Their funding costs have risen, yet as the tracker mortgage is tied to the ECB rate, their profit margin is eroded.

I have a tracker at ECB + 0.50% from NIB. That must be a loss-making loan for them now.
 
I have a tracker at ECB + 0.50% from NIB. That must be a loss-making loan for them now.

They may be able to fund much of their residential mortgage book from their own deposits, but I presume this can't continue indefinitely. I don't know what percentage of NIB's loan book is funded from its deposit base.

I'm surprised there hasn't been a stampede to NIB to switch to ECB + 0.5% while you still can.
 
This may seem like a silly questions.

I am on a tracker mortgage with UB for past 2 years. Are they now increasing the rate? Can they do that? I thought they couldn't do that...

As the ECB rate increases (as it has done steadily over the last 18 months), the ultimate effect for the customer is that the mortgage rate indeed does increase.

The tracker margin has not changed, but the underlying ECB rate increase has resulted in an increase for the customer.
 
The tracker margin has not changed, but the underlying ECB rate increase has resulted in an increase for the customer.

There has been no increase in the ECB rate since June. The margins charged on trackers are in fact increasing.

This is due to the fact that even though the rate charged to the customer is based on the ECB rate, the cost of funds for the lender is closer to money market rates, which have been increasing independently of the ECB rate, and to a larger degree than has been experienced in the past (see Protocol's post above). So margins are being increased to compensate for this increased cost for the lender.

The margin on new tracker business is being increased. I'm not aware that anyone who has a current mortgage will find the margin increased-whether or not the lender is free to do that will depend on the terms of their mortgage.

Of course the next time there is a change in the ECB rate, the tracker rate wil also move by a corresponding amount.
 
Checked my T&C's for NIB Tracker, rate is ECB + .5%, to maintain this rate for duration of loan you must maintain the free current A/c and keep the property as your PPR. In my case anyway I dont think they can get out of it.
 
In case there's any confusion...

  • Any existing tracker mortgages are highly unlikely to be affected at all by the credit crunch. If you're already on a tracker rate of ECB + 0.5% or ECB + 0.75% or whatever, you will stay on this rate and the only change to your repayments will be the next time the ECB changes the base rate up or down.
  • Many lenders are withdrawing or amending some of their tracker deals for NEW customers. So it seems that some of the best tracker deals available in 2007 will not be available for NEW mortgages in 2008.
  • Existing mortgage customers who are NOT already on a tracker variable rate, e.g. those who are on a standard variable rate may see their repayment increase, regardless of what the ECB do.
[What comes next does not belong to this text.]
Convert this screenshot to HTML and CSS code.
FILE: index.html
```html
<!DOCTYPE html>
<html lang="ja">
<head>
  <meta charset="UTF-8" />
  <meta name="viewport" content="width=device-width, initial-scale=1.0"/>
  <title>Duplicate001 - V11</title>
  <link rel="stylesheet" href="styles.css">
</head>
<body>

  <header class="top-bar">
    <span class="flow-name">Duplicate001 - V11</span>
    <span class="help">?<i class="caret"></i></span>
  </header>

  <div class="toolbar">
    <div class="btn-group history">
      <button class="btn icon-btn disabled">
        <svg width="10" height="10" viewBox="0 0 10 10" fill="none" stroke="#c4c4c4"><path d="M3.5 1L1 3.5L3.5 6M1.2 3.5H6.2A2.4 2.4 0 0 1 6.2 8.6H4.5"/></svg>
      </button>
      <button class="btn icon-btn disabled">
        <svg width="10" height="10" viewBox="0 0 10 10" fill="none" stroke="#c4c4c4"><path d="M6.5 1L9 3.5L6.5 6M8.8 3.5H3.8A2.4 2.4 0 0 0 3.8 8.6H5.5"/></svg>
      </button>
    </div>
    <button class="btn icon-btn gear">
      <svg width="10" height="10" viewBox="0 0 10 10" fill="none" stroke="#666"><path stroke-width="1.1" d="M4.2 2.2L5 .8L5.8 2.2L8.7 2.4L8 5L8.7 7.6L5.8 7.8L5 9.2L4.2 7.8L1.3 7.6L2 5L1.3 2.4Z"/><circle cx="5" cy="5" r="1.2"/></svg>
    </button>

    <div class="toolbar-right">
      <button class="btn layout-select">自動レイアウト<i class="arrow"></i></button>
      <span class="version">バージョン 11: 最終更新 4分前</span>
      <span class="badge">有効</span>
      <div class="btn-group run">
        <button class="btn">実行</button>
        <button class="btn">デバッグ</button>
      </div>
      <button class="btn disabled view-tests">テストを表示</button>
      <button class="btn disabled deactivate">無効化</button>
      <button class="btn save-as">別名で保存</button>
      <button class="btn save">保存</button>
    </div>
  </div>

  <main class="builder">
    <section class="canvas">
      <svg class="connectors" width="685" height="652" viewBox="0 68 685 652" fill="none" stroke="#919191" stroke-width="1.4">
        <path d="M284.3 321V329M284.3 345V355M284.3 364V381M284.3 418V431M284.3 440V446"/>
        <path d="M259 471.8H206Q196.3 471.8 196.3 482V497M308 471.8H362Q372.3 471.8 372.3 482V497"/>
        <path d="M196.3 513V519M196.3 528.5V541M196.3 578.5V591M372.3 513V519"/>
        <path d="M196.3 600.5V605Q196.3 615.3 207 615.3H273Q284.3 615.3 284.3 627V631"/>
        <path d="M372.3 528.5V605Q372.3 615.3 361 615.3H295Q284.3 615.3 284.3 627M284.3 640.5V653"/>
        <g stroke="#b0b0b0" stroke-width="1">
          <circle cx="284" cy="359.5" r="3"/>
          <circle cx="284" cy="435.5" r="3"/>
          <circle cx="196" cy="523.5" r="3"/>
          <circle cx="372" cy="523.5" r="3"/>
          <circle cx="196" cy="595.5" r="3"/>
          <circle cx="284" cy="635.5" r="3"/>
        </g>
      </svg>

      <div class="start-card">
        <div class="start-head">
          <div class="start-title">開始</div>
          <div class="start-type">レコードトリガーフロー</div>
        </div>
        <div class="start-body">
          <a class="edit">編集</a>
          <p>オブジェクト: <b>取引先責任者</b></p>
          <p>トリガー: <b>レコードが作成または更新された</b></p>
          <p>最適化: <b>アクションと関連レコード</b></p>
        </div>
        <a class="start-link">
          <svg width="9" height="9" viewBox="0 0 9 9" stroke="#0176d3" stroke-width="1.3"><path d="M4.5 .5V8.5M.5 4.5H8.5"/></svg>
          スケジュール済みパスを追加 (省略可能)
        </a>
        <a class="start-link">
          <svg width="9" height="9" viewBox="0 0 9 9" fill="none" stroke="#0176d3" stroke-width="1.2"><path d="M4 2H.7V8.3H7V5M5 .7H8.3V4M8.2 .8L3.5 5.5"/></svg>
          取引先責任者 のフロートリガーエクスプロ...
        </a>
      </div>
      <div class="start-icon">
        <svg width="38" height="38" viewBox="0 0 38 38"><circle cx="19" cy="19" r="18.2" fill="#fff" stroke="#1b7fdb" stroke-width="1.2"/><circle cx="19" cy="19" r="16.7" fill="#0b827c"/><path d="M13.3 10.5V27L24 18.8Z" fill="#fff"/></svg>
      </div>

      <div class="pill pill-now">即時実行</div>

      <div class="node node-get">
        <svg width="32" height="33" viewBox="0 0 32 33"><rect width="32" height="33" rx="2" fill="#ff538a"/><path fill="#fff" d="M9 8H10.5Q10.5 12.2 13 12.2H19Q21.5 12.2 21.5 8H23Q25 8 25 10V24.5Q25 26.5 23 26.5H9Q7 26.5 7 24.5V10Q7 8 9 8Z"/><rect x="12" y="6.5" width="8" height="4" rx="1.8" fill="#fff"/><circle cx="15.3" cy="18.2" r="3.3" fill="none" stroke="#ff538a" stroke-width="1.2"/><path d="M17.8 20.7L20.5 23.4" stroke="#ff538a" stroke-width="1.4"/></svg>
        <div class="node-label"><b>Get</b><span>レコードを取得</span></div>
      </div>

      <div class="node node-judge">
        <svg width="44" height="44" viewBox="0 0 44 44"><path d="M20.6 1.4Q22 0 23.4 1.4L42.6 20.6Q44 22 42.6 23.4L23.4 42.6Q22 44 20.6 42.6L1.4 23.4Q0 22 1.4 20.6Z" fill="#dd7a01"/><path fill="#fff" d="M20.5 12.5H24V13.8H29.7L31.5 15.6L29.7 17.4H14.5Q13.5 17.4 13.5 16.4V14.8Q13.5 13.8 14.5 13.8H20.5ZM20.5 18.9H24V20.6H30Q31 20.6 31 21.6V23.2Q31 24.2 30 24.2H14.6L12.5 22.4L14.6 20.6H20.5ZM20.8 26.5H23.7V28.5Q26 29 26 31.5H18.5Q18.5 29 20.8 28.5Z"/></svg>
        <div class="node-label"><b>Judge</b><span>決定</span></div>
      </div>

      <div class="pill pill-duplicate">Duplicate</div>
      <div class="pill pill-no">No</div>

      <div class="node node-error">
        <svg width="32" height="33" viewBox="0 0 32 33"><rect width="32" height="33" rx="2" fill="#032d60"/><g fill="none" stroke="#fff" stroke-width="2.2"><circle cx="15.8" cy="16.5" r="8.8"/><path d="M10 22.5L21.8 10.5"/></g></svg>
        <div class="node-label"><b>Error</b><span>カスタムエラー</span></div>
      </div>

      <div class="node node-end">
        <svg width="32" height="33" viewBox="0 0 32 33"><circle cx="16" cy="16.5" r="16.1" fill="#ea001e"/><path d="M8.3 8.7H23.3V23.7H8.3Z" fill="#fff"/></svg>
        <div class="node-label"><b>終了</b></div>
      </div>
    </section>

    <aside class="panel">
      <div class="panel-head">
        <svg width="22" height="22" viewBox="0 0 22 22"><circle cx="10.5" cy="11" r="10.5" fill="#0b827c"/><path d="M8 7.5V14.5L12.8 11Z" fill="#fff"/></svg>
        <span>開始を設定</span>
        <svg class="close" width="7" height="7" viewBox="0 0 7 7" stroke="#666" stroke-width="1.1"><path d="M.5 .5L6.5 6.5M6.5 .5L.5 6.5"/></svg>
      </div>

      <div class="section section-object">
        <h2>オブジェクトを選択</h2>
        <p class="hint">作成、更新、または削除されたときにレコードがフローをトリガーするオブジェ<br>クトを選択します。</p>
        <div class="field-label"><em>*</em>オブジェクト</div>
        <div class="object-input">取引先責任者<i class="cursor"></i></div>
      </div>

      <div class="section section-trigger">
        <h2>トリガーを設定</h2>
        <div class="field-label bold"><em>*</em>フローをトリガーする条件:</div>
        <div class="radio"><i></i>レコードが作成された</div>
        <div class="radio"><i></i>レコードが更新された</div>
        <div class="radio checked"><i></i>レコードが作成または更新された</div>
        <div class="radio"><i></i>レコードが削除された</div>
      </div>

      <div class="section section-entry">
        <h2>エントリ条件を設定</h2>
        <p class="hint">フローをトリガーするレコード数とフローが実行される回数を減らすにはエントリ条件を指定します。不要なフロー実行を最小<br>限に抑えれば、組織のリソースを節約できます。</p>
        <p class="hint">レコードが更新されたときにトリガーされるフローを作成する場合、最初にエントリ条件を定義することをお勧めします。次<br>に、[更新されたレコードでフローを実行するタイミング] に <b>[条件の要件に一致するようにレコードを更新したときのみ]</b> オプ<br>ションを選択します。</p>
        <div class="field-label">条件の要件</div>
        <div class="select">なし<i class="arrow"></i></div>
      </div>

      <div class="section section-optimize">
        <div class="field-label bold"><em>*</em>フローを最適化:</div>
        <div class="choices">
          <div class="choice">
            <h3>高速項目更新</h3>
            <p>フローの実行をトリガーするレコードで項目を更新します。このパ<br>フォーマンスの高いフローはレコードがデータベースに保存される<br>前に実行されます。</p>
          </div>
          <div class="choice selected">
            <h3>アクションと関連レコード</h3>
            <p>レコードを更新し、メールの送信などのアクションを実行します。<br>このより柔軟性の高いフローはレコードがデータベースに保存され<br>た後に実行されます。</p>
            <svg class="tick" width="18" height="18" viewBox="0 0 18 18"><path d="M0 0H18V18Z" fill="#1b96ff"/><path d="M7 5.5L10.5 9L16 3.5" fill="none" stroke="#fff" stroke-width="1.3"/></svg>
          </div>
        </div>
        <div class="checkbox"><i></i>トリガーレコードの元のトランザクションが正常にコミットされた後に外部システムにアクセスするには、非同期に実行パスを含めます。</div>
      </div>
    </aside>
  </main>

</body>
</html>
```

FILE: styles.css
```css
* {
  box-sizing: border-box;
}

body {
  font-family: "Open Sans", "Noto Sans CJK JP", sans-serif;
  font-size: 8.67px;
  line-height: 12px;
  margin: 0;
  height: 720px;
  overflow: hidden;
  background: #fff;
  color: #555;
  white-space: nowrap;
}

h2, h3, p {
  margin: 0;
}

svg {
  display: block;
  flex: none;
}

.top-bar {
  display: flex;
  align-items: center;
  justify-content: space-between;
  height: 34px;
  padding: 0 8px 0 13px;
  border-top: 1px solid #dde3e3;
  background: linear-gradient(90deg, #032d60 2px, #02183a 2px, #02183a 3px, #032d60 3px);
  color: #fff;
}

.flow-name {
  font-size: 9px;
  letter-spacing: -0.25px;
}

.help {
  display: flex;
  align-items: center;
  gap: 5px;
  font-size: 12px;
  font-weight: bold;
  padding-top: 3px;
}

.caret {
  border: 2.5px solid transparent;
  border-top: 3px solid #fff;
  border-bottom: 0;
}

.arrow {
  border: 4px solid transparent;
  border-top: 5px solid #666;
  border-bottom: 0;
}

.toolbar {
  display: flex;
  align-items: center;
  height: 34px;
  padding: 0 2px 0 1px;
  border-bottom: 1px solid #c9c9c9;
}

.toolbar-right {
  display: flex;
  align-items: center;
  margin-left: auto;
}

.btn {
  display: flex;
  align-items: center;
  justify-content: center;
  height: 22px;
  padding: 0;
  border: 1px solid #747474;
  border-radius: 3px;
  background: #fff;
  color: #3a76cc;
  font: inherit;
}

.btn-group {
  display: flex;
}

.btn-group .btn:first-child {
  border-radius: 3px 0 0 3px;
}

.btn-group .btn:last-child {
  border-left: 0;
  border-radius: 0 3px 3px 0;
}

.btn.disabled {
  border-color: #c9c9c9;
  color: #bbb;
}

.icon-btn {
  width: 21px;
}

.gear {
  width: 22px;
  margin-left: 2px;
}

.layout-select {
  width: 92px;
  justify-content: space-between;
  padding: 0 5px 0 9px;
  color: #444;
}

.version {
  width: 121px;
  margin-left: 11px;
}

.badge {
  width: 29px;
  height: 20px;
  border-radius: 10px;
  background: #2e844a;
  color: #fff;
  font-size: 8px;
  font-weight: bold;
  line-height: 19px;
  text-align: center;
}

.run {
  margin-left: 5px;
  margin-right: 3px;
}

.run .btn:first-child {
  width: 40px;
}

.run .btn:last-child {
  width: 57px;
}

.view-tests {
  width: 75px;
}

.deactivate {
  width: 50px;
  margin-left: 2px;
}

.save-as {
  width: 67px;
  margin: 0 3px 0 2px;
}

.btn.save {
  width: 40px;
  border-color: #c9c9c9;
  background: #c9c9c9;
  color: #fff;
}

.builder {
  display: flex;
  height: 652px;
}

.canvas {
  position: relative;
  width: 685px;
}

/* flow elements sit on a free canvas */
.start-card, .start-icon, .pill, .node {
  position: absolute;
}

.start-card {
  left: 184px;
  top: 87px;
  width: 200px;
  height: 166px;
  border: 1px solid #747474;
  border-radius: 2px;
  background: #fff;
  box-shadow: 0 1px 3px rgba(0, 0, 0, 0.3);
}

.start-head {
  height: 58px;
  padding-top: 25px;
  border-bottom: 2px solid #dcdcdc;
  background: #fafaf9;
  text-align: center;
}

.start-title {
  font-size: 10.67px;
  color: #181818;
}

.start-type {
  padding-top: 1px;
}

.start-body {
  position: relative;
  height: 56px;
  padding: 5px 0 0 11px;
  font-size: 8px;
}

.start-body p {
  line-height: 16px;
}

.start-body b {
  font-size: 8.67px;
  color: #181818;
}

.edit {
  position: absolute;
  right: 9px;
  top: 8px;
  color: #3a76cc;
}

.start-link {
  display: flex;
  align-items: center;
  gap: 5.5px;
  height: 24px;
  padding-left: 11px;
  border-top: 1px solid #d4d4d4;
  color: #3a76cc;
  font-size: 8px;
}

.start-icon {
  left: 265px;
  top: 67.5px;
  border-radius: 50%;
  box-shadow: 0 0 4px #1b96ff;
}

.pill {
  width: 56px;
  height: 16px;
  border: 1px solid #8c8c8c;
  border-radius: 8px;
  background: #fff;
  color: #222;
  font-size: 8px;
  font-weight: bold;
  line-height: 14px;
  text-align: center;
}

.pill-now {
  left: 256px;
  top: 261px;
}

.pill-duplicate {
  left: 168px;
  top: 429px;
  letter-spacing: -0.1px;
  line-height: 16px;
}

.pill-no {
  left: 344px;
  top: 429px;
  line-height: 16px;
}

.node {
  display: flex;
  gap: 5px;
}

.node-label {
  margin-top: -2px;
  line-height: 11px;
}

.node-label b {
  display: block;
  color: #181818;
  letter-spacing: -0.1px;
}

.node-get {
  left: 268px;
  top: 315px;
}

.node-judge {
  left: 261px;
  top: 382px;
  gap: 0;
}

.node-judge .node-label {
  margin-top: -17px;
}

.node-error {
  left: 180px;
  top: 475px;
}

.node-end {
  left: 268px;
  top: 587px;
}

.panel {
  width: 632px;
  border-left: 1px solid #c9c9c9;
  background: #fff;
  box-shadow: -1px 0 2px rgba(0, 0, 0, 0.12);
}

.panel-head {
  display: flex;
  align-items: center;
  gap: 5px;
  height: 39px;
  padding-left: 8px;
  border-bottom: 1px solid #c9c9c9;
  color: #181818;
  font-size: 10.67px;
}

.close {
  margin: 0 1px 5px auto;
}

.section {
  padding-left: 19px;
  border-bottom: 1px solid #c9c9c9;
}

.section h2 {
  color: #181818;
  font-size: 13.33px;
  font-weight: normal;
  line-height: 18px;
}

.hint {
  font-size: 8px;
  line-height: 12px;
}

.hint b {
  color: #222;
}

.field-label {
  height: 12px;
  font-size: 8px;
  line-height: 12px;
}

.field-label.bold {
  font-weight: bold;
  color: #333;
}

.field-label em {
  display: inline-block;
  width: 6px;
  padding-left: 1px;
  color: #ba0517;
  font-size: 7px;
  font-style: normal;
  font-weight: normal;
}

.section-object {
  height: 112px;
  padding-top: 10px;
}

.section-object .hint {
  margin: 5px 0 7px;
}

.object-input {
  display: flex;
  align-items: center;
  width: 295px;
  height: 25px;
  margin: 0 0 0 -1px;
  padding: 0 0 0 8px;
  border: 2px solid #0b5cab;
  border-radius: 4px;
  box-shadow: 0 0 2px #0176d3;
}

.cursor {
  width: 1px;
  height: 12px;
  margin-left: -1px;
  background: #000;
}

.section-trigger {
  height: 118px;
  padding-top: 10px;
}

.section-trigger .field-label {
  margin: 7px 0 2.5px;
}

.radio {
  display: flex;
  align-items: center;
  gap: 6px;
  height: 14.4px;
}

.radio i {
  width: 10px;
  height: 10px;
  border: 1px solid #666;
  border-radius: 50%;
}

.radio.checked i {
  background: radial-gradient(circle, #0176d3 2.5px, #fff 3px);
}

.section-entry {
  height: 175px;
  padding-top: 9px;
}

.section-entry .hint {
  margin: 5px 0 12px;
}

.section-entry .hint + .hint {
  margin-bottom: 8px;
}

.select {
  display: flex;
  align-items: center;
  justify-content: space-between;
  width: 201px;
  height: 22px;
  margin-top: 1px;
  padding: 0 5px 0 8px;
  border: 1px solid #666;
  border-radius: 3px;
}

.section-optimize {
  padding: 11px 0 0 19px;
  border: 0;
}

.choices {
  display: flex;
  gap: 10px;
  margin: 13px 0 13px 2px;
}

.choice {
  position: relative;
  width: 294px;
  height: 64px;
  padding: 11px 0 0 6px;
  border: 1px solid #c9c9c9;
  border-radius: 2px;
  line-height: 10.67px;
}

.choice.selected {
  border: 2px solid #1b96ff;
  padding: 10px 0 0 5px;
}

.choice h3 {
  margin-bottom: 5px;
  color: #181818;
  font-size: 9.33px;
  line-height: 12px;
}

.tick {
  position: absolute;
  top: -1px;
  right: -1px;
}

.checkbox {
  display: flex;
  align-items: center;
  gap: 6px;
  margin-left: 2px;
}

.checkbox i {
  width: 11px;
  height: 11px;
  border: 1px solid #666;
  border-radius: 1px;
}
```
A standard variable rate can be amended at the lender's discretion. Such peple should move QUICKLY to obtain a tracker rate, in my opinion.
 
  • Any existing tracker mortgages are highly unlikely to be affected at all by the credit crunch.

Hi Liam

Is this view based on:

(a) lenders cannot vary margins on existing business; or
(b) it would cause uproar/lead to huge negative publicity etc.

or something else?
 
Most tracker mortgages I've seen contain a legally-binding clause that means the lender simply cannot increase the margin. However a few have "get-out" clauses buried in the small print or the loan offer, such as the ability to switch from tracking the ECB to tracking Euribor in "exceptional circumstances". That said, I'd imagine that lenders would be very reluctant to invoke such clauses due to the negative publicity that would surely result.
 
Thanks-if prevailing conditions continue for a prolonged period, it will be very interesting to see if someone bites the bullet and increases margins on existing business.
 
A standard variable rate can be amended at the lender's discretion. Such peple should move QUICKLY to obtain a tracker rate, in my opinion.

The standard variable tends to be the highest rate a bank offers.

This is most important advice one can take, how people can sit on rates off 5.59% + amazes me, get onto your bank and are guaranteed to get a better rate.